ILLUSTRATION: TOMASZ WALENTA

ILLUSTRATION: TOMASZ WALENTA

Students had their chance to talk back last month to Susan Patton ’77, whose letter to the editor of The Daily Princetonian famously urged Princeton women to “find a husband before you graduate.”

Patton spoke on “Advice from a Princeton Mom” at Whig Hall April 18, but the real sparks flew during the question-and-answer session that followed. Patton shot back confident, sometimes-harsh answers to a buzzing audience of nearly 200 students, whom she prodded at one point to ask harder questions. 

“People have said to me, ‘Oh well, love just happens.’ No, it doesn’t,” Patton said. 

Her remarks drew frequent laughter, but students seemed unsatisfied with her answers, and several argued until the microphone was taken away from them. 

A number of young women criticized what they saw as elitism and anti-feminism in Patton’s advice. Others wanted to know how the hypothetical husband search was supposed to work, saying that many college men did not even want to date and were not mature enough to imagine marrying.

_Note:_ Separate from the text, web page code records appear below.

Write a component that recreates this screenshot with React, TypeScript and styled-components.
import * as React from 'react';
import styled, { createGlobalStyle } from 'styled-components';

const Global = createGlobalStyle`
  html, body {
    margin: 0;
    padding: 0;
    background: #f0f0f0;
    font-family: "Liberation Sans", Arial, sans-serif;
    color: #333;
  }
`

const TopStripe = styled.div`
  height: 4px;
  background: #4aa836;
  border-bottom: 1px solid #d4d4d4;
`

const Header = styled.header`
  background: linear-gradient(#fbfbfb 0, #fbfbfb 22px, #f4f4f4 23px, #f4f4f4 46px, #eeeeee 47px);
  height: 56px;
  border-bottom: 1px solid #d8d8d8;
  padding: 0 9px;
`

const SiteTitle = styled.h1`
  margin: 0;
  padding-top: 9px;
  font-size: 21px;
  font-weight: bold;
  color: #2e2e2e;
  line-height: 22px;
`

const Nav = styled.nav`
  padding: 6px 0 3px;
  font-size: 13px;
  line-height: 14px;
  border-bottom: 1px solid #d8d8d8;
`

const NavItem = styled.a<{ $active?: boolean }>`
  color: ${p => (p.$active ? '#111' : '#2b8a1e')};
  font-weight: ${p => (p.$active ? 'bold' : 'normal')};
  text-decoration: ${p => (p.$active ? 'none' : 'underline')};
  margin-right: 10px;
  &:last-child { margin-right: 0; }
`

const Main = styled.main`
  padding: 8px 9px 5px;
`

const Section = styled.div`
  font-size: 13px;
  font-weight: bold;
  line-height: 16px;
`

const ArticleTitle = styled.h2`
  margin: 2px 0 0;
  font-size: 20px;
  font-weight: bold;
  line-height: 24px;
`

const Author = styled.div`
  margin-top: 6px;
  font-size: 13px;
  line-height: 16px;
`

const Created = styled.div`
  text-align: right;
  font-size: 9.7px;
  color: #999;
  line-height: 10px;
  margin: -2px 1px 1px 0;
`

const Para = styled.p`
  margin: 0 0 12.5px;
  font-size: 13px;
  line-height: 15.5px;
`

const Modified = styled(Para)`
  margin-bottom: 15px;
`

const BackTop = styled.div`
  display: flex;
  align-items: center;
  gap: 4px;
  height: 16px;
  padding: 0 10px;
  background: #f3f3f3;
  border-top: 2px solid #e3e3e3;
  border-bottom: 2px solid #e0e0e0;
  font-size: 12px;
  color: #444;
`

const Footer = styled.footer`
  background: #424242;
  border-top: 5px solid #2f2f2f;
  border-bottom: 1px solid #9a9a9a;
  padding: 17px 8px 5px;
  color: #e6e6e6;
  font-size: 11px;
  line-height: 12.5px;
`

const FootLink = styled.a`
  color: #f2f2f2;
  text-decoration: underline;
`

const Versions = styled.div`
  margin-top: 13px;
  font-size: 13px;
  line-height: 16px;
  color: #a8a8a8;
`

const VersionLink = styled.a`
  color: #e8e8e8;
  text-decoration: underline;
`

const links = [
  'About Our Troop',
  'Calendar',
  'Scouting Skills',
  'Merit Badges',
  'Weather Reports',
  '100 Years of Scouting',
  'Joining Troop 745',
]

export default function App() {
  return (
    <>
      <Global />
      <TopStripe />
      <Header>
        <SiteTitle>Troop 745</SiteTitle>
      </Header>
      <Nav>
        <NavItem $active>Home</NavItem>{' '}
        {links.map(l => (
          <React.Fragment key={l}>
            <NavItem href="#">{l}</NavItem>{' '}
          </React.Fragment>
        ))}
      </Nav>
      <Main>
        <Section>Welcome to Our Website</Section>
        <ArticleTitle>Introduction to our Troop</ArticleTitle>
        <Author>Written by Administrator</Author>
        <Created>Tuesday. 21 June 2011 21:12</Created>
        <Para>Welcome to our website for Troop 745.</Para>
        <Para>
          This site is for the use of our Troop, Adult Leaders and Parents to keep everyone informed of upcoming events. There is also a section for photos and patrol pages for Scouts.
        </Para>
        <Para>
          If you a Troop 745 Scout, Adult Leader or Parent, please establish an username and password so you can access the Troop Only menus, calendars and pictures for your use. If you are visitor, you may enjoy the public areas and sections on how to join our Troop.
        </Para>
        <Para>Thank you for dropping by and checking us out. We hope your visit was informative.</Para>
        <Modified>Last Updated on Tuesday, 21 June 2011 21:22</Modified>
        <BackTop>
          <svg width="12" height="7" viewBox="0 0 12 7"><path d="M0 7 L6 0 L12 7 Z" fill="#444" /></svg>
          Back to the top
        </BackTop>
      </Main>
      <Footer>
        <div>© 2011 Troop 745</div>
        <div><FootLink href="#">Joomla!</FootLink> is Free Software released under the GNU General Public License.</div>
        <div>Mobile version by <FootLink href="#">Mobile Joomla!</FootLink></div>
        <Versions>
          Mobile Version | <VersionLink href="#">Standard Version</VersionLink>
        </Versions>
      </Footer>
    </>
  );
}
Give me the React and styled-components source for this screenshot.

“Can you acknowledge that maybe if a girl here is single, it’s not because she is actively choosing to reject all the ‘wonderful, wonderful’ men?” one student said, to the crowd’s laughter and expressions of assent. Patton admitted that some would have more trouble than others finding a suitable partner, but that they could improve their chances by starting to look early. 

One of the few men who spoke asked if Patton could generalize her comments to include his gender, since men also would be searching for spouses after college. Patton insisted that she did not give men advice because she was not one.

A lively exchange began when Patton was asked if she believed that graduating from Princeton was an advantage to men but a “burden” to women. She emphatically said yes, and the young woman who raised the question struggled to articulate her disagreement. 

“We’re women of Princeton,” the ­student argued. “I don’t understand why once we graduate that becomes a burden; I don’t think it does become a ­burden ... .”

Yet Patton was unwavering. “Honestly, where do you think you’re going to find men as smart as this, once you get out into the real world?” she challenged. 

At the end of the hour-long discussion, moderator Cara Eckholm ’14 asked whether Patton’s ideas had changed at all after having spoken with current students. “No,” Patton replied. “They’ve been reinforced.”